4 Haziran 2014 Çarşamba/Günlük
“19 yaşında bir şair…” diye başlık atmış Asaf Güven Aksel, dünkü (3 Haziran 2014 Salı) soL’da yayımlanan Nazım Hikmet yazısı için. Zaten Nazım da “Benim ilk çocuğum, ilk hocam, ilk yoldaşım/ 19 yaşım” diyor ve ekliyor: “Sana anam gibi hürmet ediyorum/ edeceğim”. Öyledir bütün şairler 19 yaşında doğar ve 19 yaşında ölür. Tabii ben şair miyim bilmiyorum, daha doğrusu şairlik iddiam hiç olmadı, daha çok ‘şiir yazıcısı’, şiir sever, diyelim. Ya da ‘dinozorlar kuşlara doğru bükülür’den hareketle “dinozorlar erken gelmiş kuşlardı/ ben geç kalmış şair”. Neyse, yazıda bir de Nazım Hikmet’in, Abidin Dino’nun “Yürüyüş” tablosu üzerine yazdığı bir şiir var:
Bu adamlar, Dino,
Ellerinde ışık parçaları,
Bu karanlıkta, Dino,
Bu adamlar nereye gider?
Sen de, ben de, Dino,
Onların arasındayız,
Biz de, biz de, Dino,
Gördük açık maviyi.
Ah, bu yağmur dinmez Hülya.

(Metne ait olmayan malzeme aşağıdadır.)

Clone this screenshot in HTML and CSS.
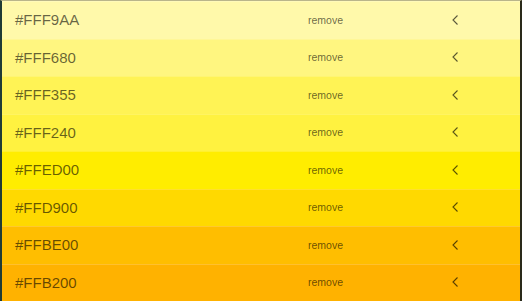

Nazım’ın bana ettiklerine bak hele, bu adamlar, bu kadınlar, bu çocuklar dinmez. Ellerinde şiir parçaları, ellerinde bahar parçaları. Bu karanlıkta, bu zor günlerde. Hülya, bu adamlar, bu kadınlar, bu çocuklar ışıktan gelmiş ışığa gidiyorlar. Biz de canım, biz de. Gördük geleceği.